**Brief**
Print, word for word, the opening line of the data below and every line after it through the line that contains "import React from", but not the pictures.

━━━━━ Dataset content ━━━━━

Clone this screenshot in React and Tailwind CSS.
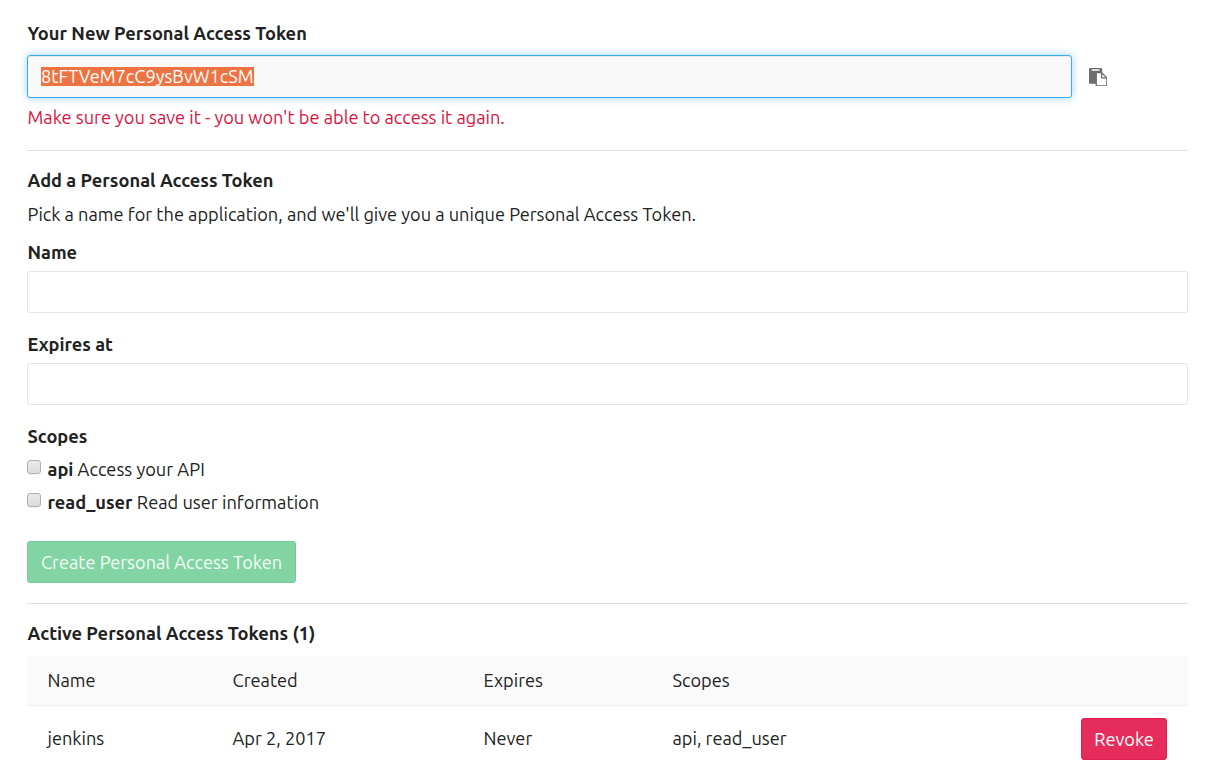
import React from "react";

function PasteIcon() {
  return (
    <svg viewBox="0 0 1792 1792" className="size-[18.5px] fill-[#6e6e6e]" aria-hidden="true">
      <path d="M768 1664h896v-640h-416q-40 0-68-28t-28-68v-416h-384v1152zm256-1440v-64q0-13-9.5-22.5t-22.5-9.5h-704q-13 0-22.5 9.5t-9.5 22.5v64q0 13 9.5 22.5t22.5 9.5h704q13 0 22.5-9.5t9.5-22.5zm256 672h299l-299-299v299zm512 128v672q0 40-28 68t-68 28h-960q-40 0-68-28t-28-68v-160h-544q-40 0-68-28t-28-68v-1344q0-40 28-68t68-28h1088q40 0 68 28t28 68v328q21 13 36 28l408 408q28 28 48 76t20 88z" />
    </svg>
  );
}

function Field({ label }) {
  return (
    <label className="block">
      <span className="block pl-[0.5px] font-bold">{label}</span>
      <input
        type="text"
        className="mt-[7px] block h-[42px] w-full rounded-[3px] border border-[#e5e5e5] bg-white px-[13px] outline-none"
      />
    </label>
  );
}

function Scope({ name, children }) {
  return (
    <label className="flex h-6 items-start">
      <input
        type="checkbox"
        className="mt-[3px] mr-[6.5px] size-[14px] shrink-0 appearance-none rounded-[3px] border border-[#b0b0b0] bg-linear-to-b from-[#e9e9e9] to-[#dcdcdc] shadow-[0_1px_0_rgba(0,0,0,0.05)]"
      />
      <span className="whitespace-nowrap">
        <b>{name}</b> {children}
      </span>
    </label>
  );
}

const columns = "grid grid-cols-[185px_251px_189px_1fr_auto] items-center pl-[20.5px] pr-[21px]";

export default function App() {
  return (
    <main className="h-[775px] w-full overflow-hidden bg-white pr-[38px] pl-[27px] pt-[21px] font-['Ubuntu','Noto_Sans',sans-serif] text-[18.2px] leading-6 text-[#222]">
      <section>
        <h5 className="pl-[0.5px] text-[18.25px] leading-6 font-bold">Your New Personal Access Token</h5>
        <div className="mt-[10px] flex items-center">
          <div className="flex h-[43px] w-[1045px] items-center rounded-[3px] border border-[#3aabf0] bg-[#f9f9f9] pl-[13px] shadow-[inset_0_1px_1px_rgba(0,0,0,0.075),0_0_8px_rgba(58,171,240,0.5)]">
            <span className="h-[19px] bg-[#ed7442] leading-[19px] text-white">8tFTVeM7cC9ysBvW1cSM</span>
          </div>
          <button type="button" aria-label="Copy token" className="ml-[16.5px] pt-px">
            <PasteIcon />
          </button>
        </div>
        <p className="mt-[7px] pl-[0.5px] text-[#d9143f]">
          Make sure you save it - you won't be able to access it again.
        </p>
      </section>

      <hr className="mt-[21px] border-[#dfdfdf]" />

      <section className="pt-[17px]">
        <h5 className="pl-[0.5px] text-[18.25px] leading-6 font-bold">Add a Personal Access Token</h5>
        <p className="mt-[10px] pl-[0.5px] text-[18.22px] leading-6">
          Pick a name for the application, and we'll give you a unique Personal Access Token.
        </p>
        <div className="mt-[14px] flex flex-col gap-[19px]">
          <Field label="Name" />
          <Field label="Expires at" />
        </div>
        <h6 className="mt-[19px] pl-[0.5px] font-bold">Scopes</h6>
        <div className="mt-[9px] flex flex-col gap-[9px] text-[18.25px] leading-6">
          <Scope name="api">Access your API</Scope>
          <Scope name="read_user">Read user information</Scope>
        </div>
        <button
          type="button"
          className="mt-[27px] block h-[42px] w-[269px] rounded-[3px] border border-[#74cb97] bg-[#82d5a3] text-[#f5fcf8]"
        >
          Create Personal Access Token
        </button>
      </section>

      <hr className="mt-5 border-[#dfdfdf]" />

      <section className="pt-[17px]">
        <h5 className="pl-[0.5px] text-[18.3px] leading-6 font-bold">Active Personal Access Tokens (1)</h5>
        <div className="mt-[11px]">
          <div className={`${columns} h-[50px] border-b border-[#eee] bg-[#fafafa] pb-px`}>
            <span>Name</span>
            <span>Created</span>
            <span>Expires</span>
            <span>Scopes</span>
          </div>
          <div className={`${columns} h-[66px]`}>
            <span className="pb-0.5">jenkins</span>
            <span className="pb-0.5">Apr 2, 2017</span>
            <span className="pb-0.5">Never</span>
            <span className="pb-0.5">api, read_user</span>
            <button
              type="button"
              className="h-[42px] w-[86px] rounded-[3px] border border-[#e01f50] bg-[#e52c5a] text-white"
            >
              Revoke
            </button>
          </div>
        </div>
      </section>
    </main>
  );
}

━━━━━

**Right answer**
Clone this screenshot in React and Tailwind CSS.
import React from "react";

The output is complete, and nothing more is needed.